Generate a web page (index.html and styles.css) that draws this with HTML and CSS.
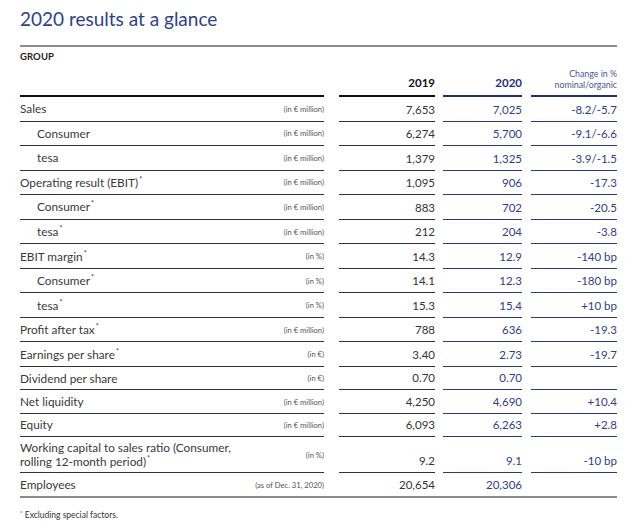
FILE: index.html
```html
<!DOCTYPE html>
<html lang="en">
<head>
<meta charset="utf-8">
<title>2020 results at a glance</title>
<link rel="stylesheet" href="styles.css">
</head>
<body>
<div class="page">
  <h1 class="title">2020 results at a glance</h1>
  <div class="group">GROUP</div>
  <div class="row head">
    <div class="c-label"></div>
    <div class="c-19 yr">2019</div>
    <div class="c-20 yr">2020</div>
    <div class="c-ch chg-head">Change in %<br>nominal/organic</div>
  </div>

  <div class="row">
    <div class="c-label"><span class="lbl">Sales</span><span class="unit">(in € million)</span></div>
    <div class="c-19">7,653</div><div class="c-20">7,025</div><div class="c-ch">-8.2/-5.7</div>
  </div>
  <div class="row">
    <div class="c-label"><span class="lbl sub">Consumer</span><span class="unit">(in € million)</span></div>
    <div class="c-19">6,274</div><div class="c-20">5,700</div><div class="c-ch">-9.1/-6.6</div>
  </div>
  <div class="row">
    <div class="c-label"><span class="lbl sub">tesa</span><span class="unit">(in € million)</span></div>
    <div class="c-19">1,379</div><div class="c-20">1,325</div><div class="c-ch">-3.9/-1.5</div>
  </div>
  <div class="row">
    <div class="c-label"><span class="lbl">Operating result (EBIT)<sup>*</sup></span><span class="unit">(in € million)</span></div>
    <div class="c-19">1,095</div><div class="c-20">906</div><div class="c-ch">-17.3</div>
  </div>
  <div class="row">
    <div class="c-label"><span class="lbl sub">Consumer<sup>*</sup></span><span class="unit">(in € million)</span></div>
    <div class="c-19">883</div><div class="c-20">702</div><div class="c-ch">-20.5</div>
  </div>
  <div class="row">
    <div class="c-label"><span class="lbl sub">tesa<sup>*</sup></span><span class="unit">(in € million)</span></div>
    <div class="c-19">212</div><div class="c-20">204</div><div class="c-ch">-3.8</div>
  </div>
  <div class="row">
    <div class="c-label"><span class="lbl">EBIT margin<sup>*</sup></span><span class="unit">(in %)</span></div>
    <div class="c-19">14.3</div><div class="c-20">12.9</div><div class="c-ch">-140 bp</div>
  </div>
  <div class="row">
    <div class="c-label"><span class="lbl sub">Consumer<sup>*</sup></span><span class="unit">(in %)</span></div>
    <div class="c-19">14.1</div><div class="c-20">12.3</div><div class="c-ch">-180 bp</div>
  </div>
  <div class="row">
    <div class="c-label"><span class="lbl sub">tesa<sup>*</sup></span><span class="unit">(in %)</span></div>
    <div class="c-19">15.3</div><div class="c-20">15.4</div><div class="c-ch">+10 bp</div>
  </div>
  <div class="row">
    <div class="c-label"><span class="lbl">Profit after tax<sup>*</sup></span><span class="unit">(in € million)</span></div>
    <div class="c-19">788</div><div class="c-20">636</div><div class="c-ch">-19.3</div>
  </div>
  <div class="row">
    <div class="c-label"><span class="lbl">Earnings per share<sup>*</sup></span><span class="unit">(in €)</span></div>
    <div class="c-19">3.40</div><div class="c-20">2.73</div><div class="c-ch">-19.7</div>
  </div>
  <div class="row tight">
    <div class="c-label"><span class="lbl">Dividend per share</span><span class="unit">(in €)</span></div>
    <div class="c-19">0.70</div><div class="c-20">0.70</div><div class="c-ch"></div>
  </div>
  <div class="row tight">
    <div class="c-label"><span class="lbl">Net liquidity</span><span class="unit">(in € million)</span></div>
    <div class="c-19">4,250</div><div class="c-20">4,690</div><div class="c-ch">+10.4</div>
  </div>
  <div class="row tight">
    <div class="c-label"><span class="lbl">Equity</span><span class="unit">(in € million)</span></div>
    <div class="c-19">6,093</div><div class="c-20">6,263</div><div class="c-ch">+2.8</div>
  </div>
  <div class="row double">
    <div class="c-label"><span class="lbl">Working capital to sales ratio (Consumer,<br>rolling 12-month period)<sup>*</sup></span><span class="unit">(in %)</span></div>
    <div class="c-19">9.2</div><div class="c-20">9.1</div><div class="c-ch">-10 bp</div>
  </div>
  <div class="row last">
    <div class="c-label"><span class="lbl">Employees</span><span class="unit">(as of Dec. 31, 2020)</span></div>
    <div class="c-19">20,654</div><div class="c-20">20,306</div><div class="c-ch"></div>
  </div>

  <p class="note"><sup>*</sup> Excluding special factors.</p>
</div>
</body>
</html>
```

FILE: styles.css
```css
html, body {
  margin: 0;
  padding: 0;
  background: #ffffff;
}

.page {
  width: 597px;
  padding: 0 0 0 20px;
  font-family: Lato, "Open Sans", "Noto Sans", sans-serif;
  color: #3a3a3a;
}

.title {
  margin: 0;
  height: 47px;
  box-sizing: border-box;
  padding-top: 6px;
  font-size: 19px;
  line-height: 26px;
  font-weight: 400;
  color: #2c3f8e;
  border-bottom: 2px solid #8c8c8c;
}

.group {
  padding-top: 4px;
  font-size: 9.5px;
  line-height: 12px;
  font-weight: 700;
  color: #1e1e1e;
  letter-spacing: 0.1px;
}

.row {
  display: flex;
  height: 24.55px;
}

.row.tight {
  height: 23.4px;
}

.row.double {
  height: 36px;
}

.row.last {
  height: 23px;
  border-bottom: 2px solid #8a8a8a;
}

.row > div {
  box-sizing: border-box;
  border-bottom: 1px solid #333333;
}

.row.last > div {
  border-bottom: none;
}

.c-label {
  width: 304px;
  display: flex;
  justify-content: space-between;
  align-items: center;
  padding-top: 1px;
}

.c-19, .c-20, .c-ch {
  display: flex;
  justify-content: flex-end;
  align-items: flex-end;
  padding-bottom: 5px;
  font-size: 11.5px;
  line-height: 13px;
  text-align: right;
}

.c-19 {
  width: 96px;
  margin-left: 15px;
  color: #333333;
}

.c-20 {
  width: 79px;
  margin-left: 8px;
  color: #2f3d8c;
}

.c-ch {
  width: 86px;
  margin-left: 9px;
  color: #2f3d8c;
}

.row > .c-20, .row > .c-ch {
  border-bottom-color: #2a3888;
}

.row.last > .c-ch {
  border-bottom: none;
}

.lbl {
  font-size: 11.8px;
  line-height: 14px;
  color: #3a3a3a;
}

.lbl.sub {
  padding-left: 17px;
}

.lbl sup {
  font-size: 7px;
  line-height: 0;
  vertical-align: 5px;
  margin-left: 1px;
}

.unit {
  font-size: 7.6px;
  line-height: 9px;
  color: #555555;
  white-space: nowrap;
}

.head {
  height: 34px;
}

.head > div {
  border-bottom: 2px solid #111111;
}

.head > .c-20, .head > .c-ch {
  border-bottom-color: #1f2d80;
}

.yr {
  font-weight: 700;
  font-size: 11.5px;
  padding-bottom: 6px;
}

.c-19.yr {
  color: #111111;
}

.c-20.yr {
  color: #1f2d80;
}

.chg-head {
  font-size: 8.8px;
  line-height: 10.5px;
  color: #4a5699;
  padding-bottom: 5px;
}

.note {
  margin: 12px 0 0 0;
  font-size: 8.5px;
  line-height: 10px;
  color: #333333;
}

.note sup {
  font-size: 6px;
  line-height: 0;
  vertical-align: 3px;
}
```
---*---
> Aim
Leave the pictures out and copy the rest of the data exactly.

> Final answer
Generate a web page (index.html and styles.css) that draws this with HTML and CSS.
FILE: index.html
```html
<!DOCTYPE html>
<html lang="en">
<head>
<meta charset="utf-8">
<title>2020 results at a glance</title>
<link rel="stylesheet" href="styles.css">
</head>
<body>
<div class="page">
  <h1 class="title">2020 results at a glance</h1>
  <div class="group">GROUP</div>
  <div class="row head">
    <div class="c-label"></div>
    <div class="c-19 yr">2019</div>
    <div class="c-20 yr">2020</div>
    <div class="c-ch chg-head">Change in %<br>nominal/organic</div>
  </div>

  <div class="row">
    <div class="c-label"><span class="lbl">Sales</span><span class="unit">(in € million)</span></div>
    <div class="c-19">7,653</div><div class="c-20">7,025</div><div class="c-ch">-8.2/-5.7</div>
  </div>
  <div class="row">
    <div class="c-label"><span class="lbl sub">Consumer</span><span class="unit">(in € million)</span></div>
    <div class="c-19">6,274</div><div class="c-20">5,700</div><div class="c-ch">-9.1/-6.6</div>
  </div>
  <div class="row">
    <div class="c-label"><span class="lbl sub">tesa</span><span class="unit">(in € million)</span></div>
    <div class="c-19">1,379</div><div class="c-20">1,325</div><div class="c-ch">-3.9/-1.5</div>
  </div>
  <div class="row">
    <div class="c-label"><span class="lbl">Operating result (EBIT)<sup>*</sup></span><span class="unit">(in € million)</span></div>
    <div class="c-19">1,095</div><div class="c-20">906</div><div class="c-ch">-17.3</div>
  </div>
  <div class="row">
    <div class="c-label"><span class="lbl sub">Consumer<sup>*</sup></span><span class="unit">(in € million)</span></div>
    <div class="c-19">883</div><div class="c-20">702</div><div class="c-ch">-20.5</div>
  </div>
  <div class="row">
    <div class="c-label"><span class="lbl sub">tesa<sup>*</sup></span><span class="unit">(in € million)</span></div>
    <div class="c-19">212</div><div class="c-20">204</div><div class="c-ch">-3.8</div>
  </div>
  <div class="row">
    <div class="c-label"><span class="lbl">EBIT margin<sup>*</sup></span><span class="unit">(in %)</span></div>
    <div class="c-19">14.3</div><div class="c-20">12.9</div><div class="c-ch">-140 bp</div>
  </div>
  <div class="row">
    <div class="c-label"><span class="lbl sub">Consumer<sup>*</sup></span><span class="unit">(in %)</span></div>
    <div class="c-19">14.1</div><div class="c-20">12.3</div><div class="c-ch">-180 bp</div>
  </div>
  <div class="row">
    <div class="c-label"><span class="lbl sub">tesa<sup>*</sup></span><span class="unit">(in %)</span></div>
    <div class="c-19">15.3</div><div class="c-20">15.4</div><div class="c-ch">+10 bp</div>
  </div>
  <div class="row">
    <div class="c-label"><span class="lbl">Profit after tax<sup>*</sup></span><span class="unit">(in € million)</span></div>
    <div class="c-19">788</div><div class="c-20">636</div><div class="c-ch">-19.3</div>
  </div>
  <div class="row">
    <div class="c-label"><span class="lbl">Earnings per share<sup>*</sup></span><span class="unit">(in €)</span></div>
    <div class="c-19">3.40</div><div class="c-20">2.73</div><div class="c-ch">-19.7</div>
  </div>
  <div class="row tight">
    <div class="c-label"><span class="lbl">Dividend per share</span><span class="unit">(in €)</span></div>
    <div class="c-19">0.70</div><div class="c-20">0.70</div><div class="c-ch"></div>
  </div>
  <div class="row tight">
    <div class="c-label"><span class="lbl">Net liquidity</span><span class="unit">(in € million)</span></div>
    <div class="c-19">4,250</div><div class="c-20">4,690</div><div class="c-ch">+10.4</div>
  </div>
  <div class="row tight">
    <div class="c-label"><span class="lbl">Equity</span><span class="unit">(in € million)</span></div>
    <div class="c-19">6,093</div><div class="c-20">6,263</div><div class="c-ch">+2.8</div>
  </div>
  <div class="row double">
    <div class="c-label"><span class="lbl">Working capital to sales ratio (Consumer,<br>rolling 12-month period)<sup>*</sup></span><span class="unit">(in %)</span></div>
    <div class="c-19">9.2</div><div class="c-20">9.1</div><div class="c-ch">-10 bp</div>
  </div>
  <div class="row last">
    <div class="c-label"><span class="lbl">Employees</span><span class="unit">(as of Dec. 31, 2020)</span></div>
    <div class="c-19">20,654</div><div class="c-20">20,306</div><div class="c-ch"></div>
  </div>

  <p class="note"><sup>*</sup> Excluding special factors.</p>
</div>
</body>
</html>
```

FILE: styles.css
```css
html, body {
  margin: 0;
  padding: 0;
  background: #ffffff;
}

.page {
  width: 597px;
  padding: 0 0 0 20px;
  font-family: Lato, "Open Sans", "Noto Sans", sans-serif;
  color: #3a3a3a;
}

.title {
  margin: 0;
  height: 47px;
  box-sizing: border-box;
  padding-top: 6px;
  font-size: 19px;
  line-height: 26px;
  font-weight: 400;
  color: #2c3f8e;
  border-bottom: 2px solid #8c8c8c;
}

.group {
  padding-top: 4px;
  font-size: 9.5px;
  line-height: 12px;
  font-weight: 700;
  color: #1e1e1e;
  letter-spacing: 0.1px;
}

.row {
  display: flex;
  height: 24.55px;
}

.row.tight {
  height: 23.4px;
}

.row.double {
  height: 36px;
}

.row.last {
  height: 23px;
  border-bottom: 2px solid #8a8a8a;
}

.row > div {
  box-sizing: border-box;
  border-bottom: 1px solid #333333;
}

.row.last > div {
  border-bottom: none;
}

.c-label {
  width: 304px;
  display: flex;
  justify-content: space-between;
  align-items: center;
  padding-top: 1px;
}

.c-19, .c-20, .c-ch {
  display: flex;
  justify-content: flex-end;
  align-items: flex-end;
  padding-bottom: 5px;
  font-size: 11.5px;
  line-height: 13px;
  text-align: right;
}

.c-19 {
  width: 96px;
  margin-left: 15px;
  color: #333333;
}

.c-20 {
  width: 79px;
  margin-left: 8px;
  color: #2f3d8c;
}

.c-ch {
  width: 86px;
  margin-left: 9px;
  color: #2f3d8c;
}

.row > .c-20, .row > .c-ch {
  border-bottom-color: #2a3888;
}

.row.last > .c-ch {
  border-bottom: none;
}

.lbl {
  font-size: 11.8px;
  line-height: 14px;
  color: #3a3a3a;
}

.lbl.sub {
  padding-left: 17px;
}

.lbl sup {
  font-size: 7px;
  line-height: 0;
  vertical-align: 5px;
  margin-left: 1px;
}

.unit {
  font-size: 7.6px;
  line-height: 9px;
  color: #555555;
  white-space: nowrap;
}

.head {
  height: 34px;
}

.head > div {
  border-bottom: 2px solid #111111;
}

.head > .c-20, .head > .c-ch {
  border-bottom-color: #1f2d80;
}

.yr {
  font-weight: 700;
  font-size: 11.5px;
  padding-bottom: 6px;
}

.c-19.yr {
  color: #111111;
}

.c-20.yr {
  color: #1f2d80;
}

.chg-head {
  font-size: 8.8px;
  line-height: 10.5px;
  color: #4a5699;
  padding-bottom: 5px;
}

.note {
  margin: 12px 0 0 0;
  font-size: 8.5px;
  line-height: 10px;
  color: #333333;
}

.note sup {
  font-size: 6px;
  line-height: 0;
  vertical-align: 3px;
}
```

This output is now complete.